Woke criticisms have sometimes framed FATCA as an instrument of overbearing surveillance or as evidence of a broader trend toward coercive international finance. From a center-right policy standpoint, those criticisms are often deemed to overstate privacy tradeoffs, misunderstand the link between tax enforcement and fiscal accountability, or conflate data-sharing programs aimed at tax collection with broader civil liberty concerns. The core rebuttal is that the policy is targeted at noncompliance, operates within constitutional and treaty-based frameworks, and hinges on reciprocal cooperation with other countries to protect revenue and uphold the rule of law.

Impacts and ongoing debates

  • Revenue and enforcement: Proponents argue that FATCA increases voluntary compliance and discourages offshore concealment of assets, thereby improving the efficiency of tax collection. Critics caution that the net revenue effects depend on broader compliance dynamics and the effectiveness of information-sharing regimes.

  • Financial sector implications: The act has reshaped how FFIs manage relationships with U.S. customers and how they structure reporting systems. Some institutions have redesigned product offerings or adjusted cross-border banking practices to accommodate FATCA requirements while seeking to minimize disruption to clients.

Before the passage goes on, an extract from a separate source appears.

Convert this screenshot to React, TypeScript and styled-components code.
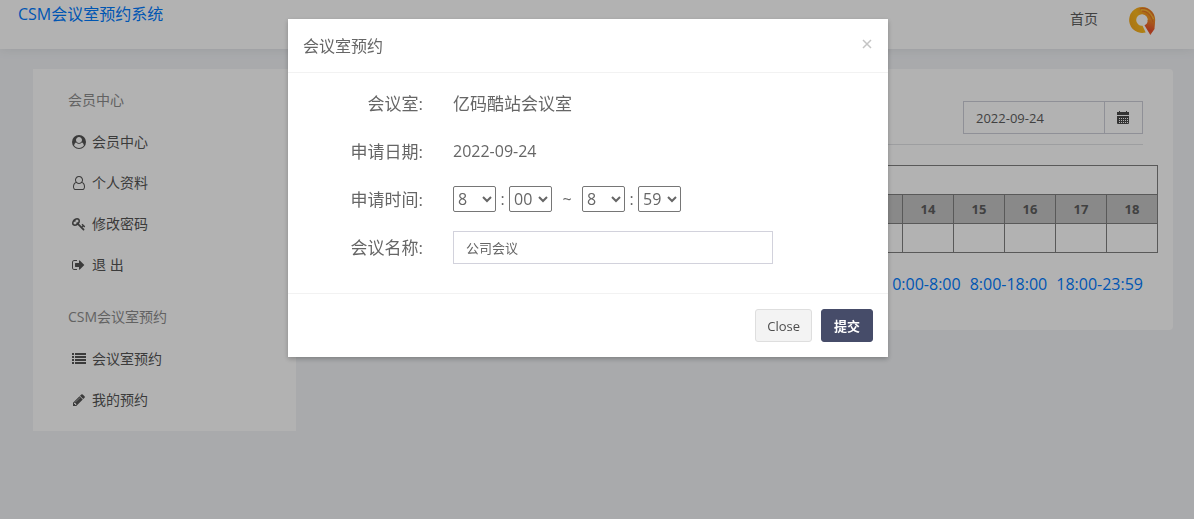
import React from "react";
import styled, { createGlobalStyle } from "styled-components";

const GlobalStyle = createGlobalStyle`
  *, *::before, *::after { box-sizing: border-box; }
  body {
    margin: 0;
    background: #f2f4f7;
    color: #5e5e5e;
    font-family: "Open Sans", "Noto Sans CJK SC", sans-serif;
    font-size: 14px;
    line-height: 20px;
  }
  a { color: inherit; text-decoration: none; }
  button, input, select { font-family: inherit; color: inherit; margin: 0; }
`;

const Header = styled.header`
  display: flex;
  justify-content: space-between;
  align-items: flex-start;
  height: 49px;
  padding: 4px 38px 0 18px;
  background: #fff;
  box-shadow: 0 1px 10px rgba(69, 65, 78, 0.1);
`;

const Brand = styled.a`
  color: #007bff;
  font-size: 16px;
`;

const HeaderNav = styled.nav`
  display: flex;
  align-items: center;
  gap: 30px;
  height: 30px;
`;

const NavLink = styled.a`
  color: #5e5e5e;
`;

const Page = styled.div`
  display: flex;
  align-items: flex-start;
  gap: 30px;
  padding: 20px 21px 20px 33px;
`;

const Sidebar = styled.aside`
  flex: 0 0 263px;
  padding: 21px 35px 11px;
  background: #fff;
`;

const MenuTitle = styled.h2`
  margin: 0 0 11px;
  font-size: 14px;
  font-weight: 400;
  color: #8d8d8d;
`;

const Menu = styled.ul`
  margin: 0 0 22px;
  padding: 0;
  list-style: none;
  &:last-child { margin-bottom: 0; }
`;

const MenuLink = styled.a`
  display: flex;
  align-items: center;
  gap: 6px;
  height: 41px;
  padding-left: 4px;
  color: #555;
  white-space: pre;
  svg { width: 14px; height: 14px; fill: currentColor; }
`;

const Card = styled.main`
  flex: 1;
  min-width: 0;
  padding: 32px 15px 36px;
  background: #fff;
  border-radius: 4px;
`;

const Toolbar = styled.div`
  display: flex;
  justify-content: flex-end;
  margin: 0 15px 20px;
  padding-bottom: 10px;
  border-bottom: 1px solid #e1e2e6;
`;

const DateGroup = styled.div`
  display: flex;
  height: 33px;
  border: 1px solid #cdced9;
`;

const DateInput = styled.input`
  width: 140px;
  padding: 0 12px;
  border: 0;
  background: transparent;
  font-size: 13px;
`;

const DateButton = styled.button`
  display: flex;
  align-items: center;
  justify-content: center;
  width: 38px;
  padding: 0;
  border: 0;
  border-left: 1px solid #cdced9;
  background: transparent;
  svg { width: 13px; height: 13px; fill: #4a4a4a; }
`;

const Schedule = styled.table`
  width: 100%;
  border-collapse: collapse;
  table-layout: fixed;
  font-size: 13px;
  th, td { height: 29px; padding: 0; border: 1px solid #808080; text-align: center; }
`;

const HourCol = styled.col`
  width: 51px;
`;

const HourRow = styled.tr`
  th, td { background: #c4c4c4; font-weight: 700; }
`;

const Ranges = styled.div`
  display: flex;
  justify-content: flex-end;
  gap: 9px;
  margin: 21px 15px 0;
  font-size: 16px;
  a { color: #007bff; }
`;

const Backdrop = styled.div`
  position: fixed;
  inset: 0;
  display: flex;
  justify-content: center;
  align-items: flex-start;
  padding: 19px 18px 0 0;
  background: rgba(0, 0, 0, 0.3);
`;

const Dialog = styled.form`
  width: 600px;
  max-width: 100%;
  background: #fff;
  color: #666;
  box-shadow: 0 2px 5px rgba(0, 0, 0, 0.25);
`;

const DialogHeader = styled.div`
  display: flex;
  justify-content: space-between;
  align-items: center;
  height: 54px;
  padding: 0 15px;
  border-bottom: 1px solid #f2f2f2;
`;

const DialogTitle = styled.h1`
  margin: 0;
  font-size: 16px;
  font-weight: 400;
`;

const DismissButton = styled.button`
  display: flex;
  width: 12px;
  height: 24px;
  padding: 4px 0;
  border: 0;
  background: transparent;
  svg { width: 12px; height: 12px; stroke: #c4c4c4; stroke-width: 1.5; }
`;

const Fields = styled.div`
  display: grid;
  grid-template-columns: 120px 1fr;
  gap: 15px 30px;
  padding: 14px 15px 29px;
`;

const Label = styled.label`
  font-size: 17px;
  line-height: 33px;
  text-align: right;
`;

const Value = styled.output<{ $latin?: boolean }>`
  font-size: ${(p) => (p.$latin ? 16 : 17)}px;
  line-height: 33px;
`;

const TimeRow = styled.div`
  display: flex;
  align-items: center;
  height: 32px;
  font-size: 16px;
`;

const TimeSelect = styled.select`
  width: 43px;
  height: 26px;
  border: 1px solid #767676;
  border-radius: 2px;
  background: #fff;
  font-size: 16px;
`;

const Separator = styled.span<{ $wide?: boolean }>`
  width: ${(p) => (p.$wide ? 30 : 13)}px;
  text-align: center;
`;

const TextInput = styled.input`
  width: 320px;
  max-width: 100%;
  height: 33px;
  padding: 0 12px;
  border: 1px solid #d2d2dc;
  font-size: 13px;
`;

const DialogFooter = styled.div`
  display: flex;
  justify-content: flex-end;
  gap: 9px;
  padding: 15px;
  border-top: 1px solid #f2f2f2;
`;

const Button = styled.button<{ $primary?: boolean }>`
  height: 33px;
  padding: 0 ${(p) => (p.$primary ? 12 : 11)}px;
  border: 1px solid ${(p) => (p.$primary ? "#464c69" : "#dedede")};
  border-radius: 3px;
  background: ${(p) => (p.$primary ? "#464c69" : "#f3f3f3")};
  color: ${(p) => (p.$primary ? "#fff" : "#4d4d4d")};
  font-size: 13px;
  font-weight: ${(p) => (p.$primary ? 700 : 400)};
`;

const icons = {
  account: (
    <svg viewBox="0 0 1792 1792" aria-hidden="true">
      <path fillRule="evenodd" d="M1523 1339q-22-155-87.5-257.5t-184.5-118.5q-67 74-159.5 115.500t-195.500 41.500-195.500-41.500-159.500-115.500q-119 16-184.500 118.500t-87.500 257.500q106 150 271 237.500t356 87.500 356-87.500 271-237.500zM1280 640q0-159-112.500-271.500t-271.500-112.500-271.500 112.500-112.500 271.500 112.500 271.500 271.500 112.500 271.500-112.500 112.500-271.500zM1792 896A896 896 0 1 1 0 896A896 896 0 1 1 1792 896z" />
    </svg>
  ),
  user: (
    <svg viewBox="-128 0 1792 1792" aria-hidden="true">
      <path d="M1201 784q47 14 89.5 38t89 73 79.5 115.5 55 172 22 236.5q0 154-100 263.5t-241 109.5h-854q-141 0-241-109.5t-100-263.5q0-131 22-236.5t55-172 79.5-115.5 89-73 89.5-38q-79-125-79-272 0-104 40.5-198.5t109.5-163.5 163.5-109.5 198.5-40.5 198.5 40.5 163.5 109.5 109.5 163.5 40.5 198.5q0 147-79 272zm-433-656q-159 0-271.5 112.5t-112.5 271.5 112.5 271.5 271.5 112.5 271.5-112.5 112.5-271.5-112.5-271.5-271.5-112.5zm427 1536q88 0 150.5-71.5t62.5-173.5q0-239-78.5-377t-225.5-145q-145 127-336 127t-336-127q-147 7-225.500 145t-78.500 377q0 102 62.500 173.500t150.500 71.500h854z" />
    </svg>
  ),
  key: (
    <svg viewBox="0 0 1792 1792" aria-hidden="true">
      <path d="M832 512q0-80-56-136t-136-56-136 56-56 136q0 42 19 83-41-19-83-19-80 0-136 56t-56 136 56 136 136 56 136-56 56-136q0-42-19-83 41 19 83 19 80 0 136-56t56-136zm851 704q0 17-49 66t-66 49q-9 0-28.5-16t-36.5-33-38.5-40-24.5-26l-96 96 220 220q28 28 28 68 0 42-39 81t-81 39q-40 0-68-28l-671-671q-176 131-365 131-163 0-265.5-102.5t-102.5-265.5q0-160 95-313t248-248 313-95q163 0 265.5 102.5t102.5 265.5q0 189-131 365l355 355 96-96q-3-3-26-24.5t-40-38.5-33-36.5-16-28.5q0-17 49-66t66-49q13 0 23 10 6 6 46 44.5t82 79.5 86.5 86 73 78 28.5 41z" />
    </svg>
  ),
  signOut: (
    <svg viewBox="0 0 1792 1792" aria-hidden="true">
      <path d="M640 1440q0 4 1 20t.5 26.5-3 23.5-10 19.5-20.5 6.5h-320q-119 0-203.5-84.5t-84.5-203.5v-704q0-119 84.5-203.5t203.5-84.5h320q13 0 22.5 9.5t9.5 22.5q0 4 1 20t.5 26.5-3 23.5-10 19.5-20.5 6.5h-320q-66 0-113 47t-47 113v704q0 66 47 113t113 47h312l11.5 1 11.5 3 8 5.5 7 9 2 13.5zm928-544q0 26-19 45l-544 544q-19 19-45 19t-45-19-19-45v-288h-448q-26 0-45-19t-19-45v-384q0-26 19-45t45-19h448v-288q0-26 19-45t45-19 45 19l544 544q19 19 19 45z" />
    </svg>
  ),
  list: (
    <svg viewBox="0 0 14 14" aria-hidden="true">
      <path d="M0 1h2v2H0zM3 1h11v2H3zM0 4h2v2H0zM3 4h11v2H3zM0 7h2v2H0zM3 7h11v2H3zM0 10h2v2H0zM3 10h11v2H3z" />
    </svg>
  ),
  pencil: (
    <svg viewBox="0 0 1792 1792" aria-hidden="true">
      <path d="M491 1536l91-91-235-235-91 91v107h128v128h107zm523-928q0-22-22-22-10 0-17 7l-542 542q-7 7-7 17 0 22 22 22 10 0 17-7l542-542q7-7 7-17zm-54-192l416 416-832 832h-416v-416zm683 96q0 53-37 90l-166 166-416-416 166-165q36-38 90-38 53 0 91 38l235 234q37 39 37 91z" />
    </svg>
  ),
  calendar: (
    <svg viewBox="0 0 13 13" aria-hidden="true">
      <path d="M2 0h1v1h6V0h1v1h2v3H0V1h2z" />
      <path fillRule="evenodd" d="M0 5h12v7a1 1 0 0 1-1 1H1a1 1 0 0 1-1-1zM2 7v1h1V7zM4 7v1h1V7zM6 7v1h1V7zM8 7v1h1V7zM10 7v1h1V7zM2 9v1h1V9zM4 9v1h1V9zM6 9v1h1V9zM8 9v1h1V9zM10 9v1h1V9zM2 11v1h1v-1zM4 11v1h1v-1zM6 11v1h1v-1zM8 11v1h1v-1zM10 11v1h1v-1z" />
    </svg>
  ),
};

function Logo() {
  return (
    <svg width="28" height="32" viewBox="0 0 28 32" aria-hidden="true">
      <defs>
        <linearGradient id="ring" x1="0" y1="0.7" x2="1" y2="0.3">
          <stop offset="0" stopColor="#f5a81c" />
          <stop offset="0.4" stopColor="#fcb91e" />
          <stop offset="0.7" stopColor="#f59a22" />
          <stop offset="1" stopColor="#f08a28" />
        </linearGradient>
        <linearGradient id="tail" x1="0.7" y1="0" x2="0.4" y2="1">
          <stop offset="0" stopColor="#f38a28" />
          <stop offset="0.7" stopColor="#ea4f2c" />
          <stop offset="1" stopColor="#ee6a30" />
        </linearGradient>
      </defs>
      <path fill="url(#ring)" d="M17.700 29.500A13 13 0 1 1 27 19L19.700 18A5.800 5.800 0 1 0 14.500 22.800z" />
      <path fill="url(#tail)" d="M19.700 17L27 17C27.200 21 26.500 24 26.500 26L22.300 32L16.500 22.300C18.500 21.300 19.700 20 19.700 17z" />
      <path fill="none" stroke="#e8702a" strokeWidth="1" d="M12 6c6-2 11 1 13.500 7M14 8c5 0 9 4 11 11" />
      <path fill="none" stroke="#ffc83c" strokeWidth="1" d="M13 7c6-1 10 3 12.500 9" />
    </svg>
  );
}

const menus = [
  {
    title: "会员中心",
    items: [
      { icon: icons.account, text: "会员中心" },
      { icon: icons.user, text: "个人资料" },
      { icon: icons.key, text: "修改密码" },
      { icon: icons.signOut, text: "退 出" },
    ],
  },
  {
    title: "CSM会议室预约",
    items: [
      { icon: icons.list, text: "会议室预约" },
      { icon: icons.pencil, text: "我的预约" },
    ],
  },
];

const hours = Array.from({ length: 11 }, (_, i) => i + 8);
const ranges = ["0:00-8:00", "8:00-18:00", "18:00-23:59"];
const hourOptions = Array.from({ length: 24 }, (_, i) => String(i));
const minuteOptions = ["00", "15", "30", "45", "59"];

function TimePicker({ name, hour, minute }: { name: string; hour: string; minute: string }) {
  return (
    <>
      <TimeSelect aria-label={`${name} 时`} defaultValue={hour}>
        {hourOptions.map((h) => <option key={h}>{h}</option>)}
      </TimeSelect>
      <Separator>:</Separator>
      <TimeSelect aria-label={`${name} 分`} defaultValue={minute}>
        {minuteOptions.map((m) => <option key={m}>{m}</option>)}
      </TimeSelect>
    </>
  );
}

export default function App() {
  return (
    <>
      <GlobalStyle />
      <Header>
        <Brand href="#">CSM会议室预约系统</Brand>
        <HeaderNav>
          <NavLink href="#">首页</NavLink>
          <Logo />
        </HeaderNav>
      </Header>
      <Page>
        <Sidebar>
          {menus.map((menu) => (
            <React.Fragment key={menu.title}>
              <MenuTitle>{menu.title}</MenuTitle>
              <Menu>
                {menu.items.map((item) => (
                  <li key={item.text}>
                    <MenuLink href="#">{item.icon}{item.text}</MenuLink>
                  </li>
                ))}
              </Menu>
            </React.Fragment>
          ))}
        </Sidebar>
        <Card>
          <Toolbar>
            <DateGroup>
              <DateInput aria-label="日期" defaultValue="2022-09-24" />
              <DateButton type="button" aria-label="选择日期">{icons.calendar}</DateButton>
            </DateGroup>
          </Toolbar>
          <Schedule>
            <colgroup>
              <col />
              {hours.map((h) => <HourCol key={h} />)}
            </colgroup>
            <thead>
              <tr><td colSpan={12} /></tr>
              <HourRow>
                <td />
                {hours.map((h) => <th key={h} scope="col">{h}</th>)}
              </HourRow>
            </thead>
            <tbody>
              <tr>
                <td />
                {hours.map((h) => <td key={h} />)}
              </tr>
            </tbody>
          </Schedule>
          <Ranges>
            {ranges.map((r) => <a key={r} href="#">{r}</a>)}
          </Ranges>
        </Card>
      </Page>
      <Backdrop>
        <Dialog role="dialog" aria-modal="true" aria-labelledby="dialog-title">
          <DialogHeader>
            <DialogTitle id="dialog-title">会议室预约</DialogTitle>
            <DismissButton type="button" aria-label="关闭">
              <svg viewBox="0 0 12 12" aria-hidden="true"><path d="M2 2l8 8M10 2l-8 8" /></svg>
            </DismissButton>
          </DialogHeader>
          <Fields>
            <Label htmlFor="room">会议室:</Label>
            <Value id="room">亿码酷站会议室</Value>
            <Label htmlFor="date">申请日期:</Label>
            <Value id="date" $latin>2022-09-24</Value>
            <Label as="span">申请时间:</Label>
            <TimeRow>
              <TimePicker name="开始" hour="8" minute="00" />
              <Separator $wide>~</Separator>
              <TimePicker name="结束" hour="8" minute="59" />
            </TimeRow>
            <Label htmlFor="subject">会议名称:</Label>
            <TextInput id="subject" defaultValue="公司会议" />
          </Fields>
          <DialogFooter>
            <Button type="button">Close</Button>
            <Button type="submit" $primary>提交</Button>
          </DialogFooter>
        </Dialog>
      </Backdrop>
    </>
  );
}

  • Global transparency landscape: FATCA contributed to a broader shift toward cross-border transparency in financial information. It helped accelerate discussions around global standards for tax data exchange and influenced subsequent frameworks that govern beneficial ownership and reporting.

  • Legal and constitutional considerations: Debates persist about the balance between sovereign taxation powers, privacy, and the appropriate scope of extraterritorial enforcement. Court challenges and legislative refinements have occurred in various jurisdictions as the FATCA regime evolved.